- Born: 13 June 1917 Port-au-Prince, Haiti
- Died: 23 December 2022 (aged 105) Petion-Ville, Ouest, Haiti

= Odette Roy Fombrun =

Haitian writer and intellectual (1917–2022)

Odette Roy Fombrun (13 June 1917 – 23 December 2022) was a Haitian writer and intellectual.

==Biography==
Born in Port-au-Prince, Haiti, she graduated in 1935 from the teacher's training college, École Normale d'Institutrices, and in 1945 went to the United States to pursue nursing studies for a year in Boston, Massachusetts. She then opened Haiti's first kindergarten and first professional flower shop.
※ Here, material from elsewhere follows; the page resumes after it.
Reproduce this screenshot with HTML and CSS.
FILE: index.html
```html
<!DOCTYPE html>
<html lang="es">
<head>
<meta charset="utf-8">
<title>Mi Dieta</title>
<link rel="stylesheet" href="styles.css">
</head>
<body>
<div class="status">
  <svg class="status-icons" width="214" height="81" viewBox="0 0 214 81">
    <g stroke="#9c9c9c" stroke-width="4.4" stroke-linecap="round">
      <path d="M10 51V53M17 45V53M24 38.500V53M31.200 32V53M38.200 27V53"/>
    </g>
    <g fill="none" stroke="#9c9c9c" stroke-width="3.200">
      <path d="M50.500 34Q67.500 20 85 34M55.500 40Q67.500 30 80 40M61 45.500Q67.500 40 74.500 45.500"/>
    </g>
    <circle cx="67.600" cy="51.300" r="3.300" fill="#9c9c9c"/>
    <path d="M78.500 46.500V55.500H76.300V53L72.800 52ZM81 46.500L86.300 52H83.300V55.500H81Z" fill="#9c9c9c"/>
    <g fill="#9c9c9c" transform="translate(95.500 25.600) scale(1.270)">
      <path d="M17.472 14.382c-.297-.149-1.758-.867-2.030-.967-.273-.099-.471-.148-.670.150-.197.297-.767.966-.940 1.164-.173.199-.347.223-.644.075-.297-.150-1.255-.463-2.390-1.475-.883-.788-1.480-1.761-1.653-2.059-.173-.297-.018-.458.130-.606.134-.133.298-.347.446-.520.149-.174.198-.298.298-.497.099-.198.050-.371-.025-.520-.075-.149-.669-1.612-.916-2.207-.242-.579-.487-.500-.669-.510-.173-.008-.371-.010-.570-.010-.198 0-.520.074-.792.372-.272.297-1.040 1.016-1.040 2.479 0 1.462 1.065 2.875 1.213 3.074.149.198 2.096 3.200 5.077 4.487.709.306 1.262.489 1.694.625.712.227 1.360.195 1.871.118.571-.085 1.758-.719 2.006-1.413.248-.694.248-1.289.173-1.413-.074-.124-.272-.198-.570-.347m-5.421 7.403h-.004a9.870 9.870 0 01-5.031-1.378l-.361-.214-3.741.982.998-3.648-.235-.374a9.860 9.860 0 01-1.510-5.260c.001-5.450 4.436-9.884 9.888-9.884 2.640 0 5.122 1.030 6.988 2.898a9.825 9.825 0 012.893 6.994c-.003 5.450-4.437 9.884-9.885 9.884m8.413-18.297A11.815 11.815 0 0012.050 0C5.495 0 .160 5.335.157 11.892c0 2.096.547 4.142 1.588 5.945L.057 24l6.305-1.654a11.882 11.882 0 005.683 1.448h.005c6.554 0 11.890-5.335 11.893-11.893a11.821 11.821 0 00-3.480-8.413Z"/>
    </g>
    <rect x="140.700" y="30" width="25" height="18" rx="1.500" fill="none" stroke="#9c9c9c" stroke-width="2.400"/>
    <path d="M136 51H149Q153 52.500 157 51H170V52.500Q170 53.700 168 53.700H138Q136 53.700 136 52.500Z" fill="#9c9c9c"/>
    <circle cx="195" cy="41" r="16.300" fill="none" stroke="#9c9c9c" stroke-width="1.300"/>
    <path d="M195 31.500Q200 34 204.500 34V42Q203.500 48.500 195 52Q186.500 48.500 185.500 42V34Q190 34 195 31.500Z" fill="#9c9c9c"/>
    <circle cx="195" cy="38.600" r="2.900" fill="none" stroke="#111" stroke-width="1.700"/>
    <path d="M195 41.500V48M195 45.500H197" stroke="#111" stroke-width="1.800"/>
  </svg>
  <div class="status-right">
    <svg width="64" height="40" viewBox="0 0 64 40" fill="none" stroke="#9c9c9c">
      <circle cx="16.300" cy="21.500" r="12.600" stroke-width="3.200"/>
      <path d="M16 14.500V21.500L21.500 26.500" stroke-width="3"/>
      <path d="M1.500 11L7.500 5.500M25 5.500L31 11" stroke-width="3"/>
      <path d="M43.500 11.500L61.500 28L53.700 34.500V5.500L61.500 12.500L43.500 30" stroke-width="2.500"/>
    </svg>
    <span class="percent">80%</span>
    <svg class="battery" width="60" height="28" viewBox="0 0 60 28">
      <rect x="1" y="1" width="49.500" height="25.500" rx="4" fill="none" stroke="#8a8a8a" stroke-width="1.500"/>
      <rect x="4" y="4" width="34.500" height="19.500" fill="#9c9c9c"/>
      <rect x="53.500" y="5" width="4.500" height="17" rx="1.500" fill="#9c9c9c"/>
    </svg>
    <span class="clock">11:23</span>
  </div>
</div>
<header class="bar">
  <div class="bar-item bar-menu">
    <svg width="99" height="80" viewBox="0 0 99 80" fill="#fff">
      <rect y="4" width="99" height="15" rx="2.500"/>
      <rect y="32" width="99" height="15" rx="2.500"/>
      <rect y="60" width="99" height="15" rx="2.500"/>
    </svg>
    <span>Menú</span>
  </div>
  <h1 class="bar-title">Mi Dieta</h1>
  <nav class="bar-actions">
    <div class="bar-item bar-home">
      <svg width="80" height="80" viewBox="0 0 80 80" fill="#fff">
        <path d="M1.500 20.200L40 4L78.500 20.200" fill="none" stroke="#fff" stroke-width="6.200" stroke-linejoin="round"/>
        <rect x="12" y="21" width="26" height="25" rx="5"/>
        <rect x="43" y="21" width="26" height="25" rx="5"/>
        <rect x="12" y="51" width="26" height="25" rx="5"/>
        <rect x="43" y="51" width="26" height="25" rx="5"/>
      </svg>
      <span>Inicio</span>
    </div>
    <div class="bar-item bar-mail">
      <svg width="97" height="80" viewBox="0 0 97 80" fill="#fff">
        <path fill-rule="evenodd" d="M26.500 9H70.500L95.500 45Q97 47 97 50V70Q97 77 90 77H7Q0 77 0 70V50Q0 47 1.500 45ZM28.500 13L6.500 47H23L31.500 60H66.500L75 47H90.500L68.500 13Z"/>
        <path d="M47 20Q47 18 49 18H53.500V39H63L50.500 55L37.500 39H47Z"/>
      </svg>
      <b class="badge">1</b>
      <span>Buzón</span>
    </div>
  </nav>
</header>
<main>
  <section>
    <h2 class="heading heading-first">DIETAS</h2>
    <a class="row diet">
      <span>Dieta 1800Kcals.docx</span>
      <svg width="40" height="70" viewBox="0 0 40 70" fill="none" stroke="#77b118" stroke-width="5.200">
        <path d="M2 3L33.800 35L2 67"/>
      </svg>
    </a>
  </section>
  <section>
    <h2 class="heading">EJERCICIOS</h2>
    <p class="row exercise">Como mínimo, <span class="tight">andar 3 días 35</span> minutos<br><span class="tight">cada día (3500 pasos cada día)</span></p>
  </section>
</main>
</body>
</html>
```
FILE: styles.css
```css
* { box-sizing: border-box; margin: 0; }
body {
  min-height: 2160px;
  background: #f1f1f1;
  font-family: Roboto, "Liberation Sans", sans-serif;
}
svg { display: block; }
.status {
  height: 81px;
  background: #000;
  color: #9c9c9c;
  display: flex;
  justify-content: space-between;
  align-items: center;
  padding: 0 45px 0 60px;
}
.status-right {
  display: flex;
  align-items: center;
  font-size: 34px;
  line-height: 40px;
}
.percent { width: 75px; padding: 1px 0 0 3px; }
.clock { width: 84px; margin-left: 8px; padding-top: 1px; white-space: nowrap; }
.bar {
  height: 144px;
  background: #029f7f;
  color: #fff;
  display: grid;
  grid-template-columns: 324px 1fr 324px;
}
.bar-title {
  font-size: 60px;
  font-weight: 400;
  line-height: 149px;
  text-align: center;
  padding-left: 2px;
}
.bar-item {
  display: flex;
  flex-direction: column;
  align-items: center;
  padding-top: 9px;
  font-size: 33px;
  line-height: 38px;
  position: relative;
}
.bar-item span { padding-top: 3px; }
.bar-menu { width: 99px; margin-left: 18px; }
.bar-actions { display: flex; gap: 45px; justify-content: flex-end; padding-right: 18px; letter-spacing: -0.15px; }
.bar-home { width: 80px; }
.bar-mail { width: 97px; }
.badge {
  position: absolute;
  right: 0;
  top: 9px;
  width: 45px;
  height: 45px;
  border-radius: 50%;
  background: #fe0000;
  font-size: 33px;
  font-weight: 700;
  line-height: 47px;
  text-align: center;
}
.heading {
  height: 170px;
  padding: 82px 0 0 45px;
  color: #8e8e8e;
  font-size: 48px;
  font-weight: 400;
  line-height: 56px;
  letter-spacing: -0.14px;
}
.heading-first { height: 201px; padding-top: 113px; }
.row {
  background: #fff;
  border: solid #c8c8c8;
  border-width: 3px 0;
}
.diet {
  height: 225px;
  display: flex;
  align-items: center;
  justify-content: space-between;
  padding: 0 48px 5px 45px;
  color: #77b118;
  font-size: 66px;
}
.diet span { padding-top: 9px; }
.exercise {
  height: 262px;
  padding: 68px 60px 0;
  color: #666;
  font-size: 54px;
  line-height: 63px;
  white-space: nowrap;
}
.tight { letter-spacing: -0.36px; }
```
Fombrun was awarded a Doctor Honoris Causa in December 2002 from the Université Royale d’Haïti in Port-au-Prince (Haïti).

A prolific writer of fiction and non-fiction, she published textbooks, mystery novels, newspaper and magazine articles. Beginning in 1959, Fombrun went into exile for 27 years. Upon her return to Haiti, she was associated with the drafting of the country's new constitution, the organization Ligue Féminine d'Action Sociale (Feminine League for Social Action), and the founding in 2007 of the Fondation Odette Roy Fombrun. She turned 100 in June 2017.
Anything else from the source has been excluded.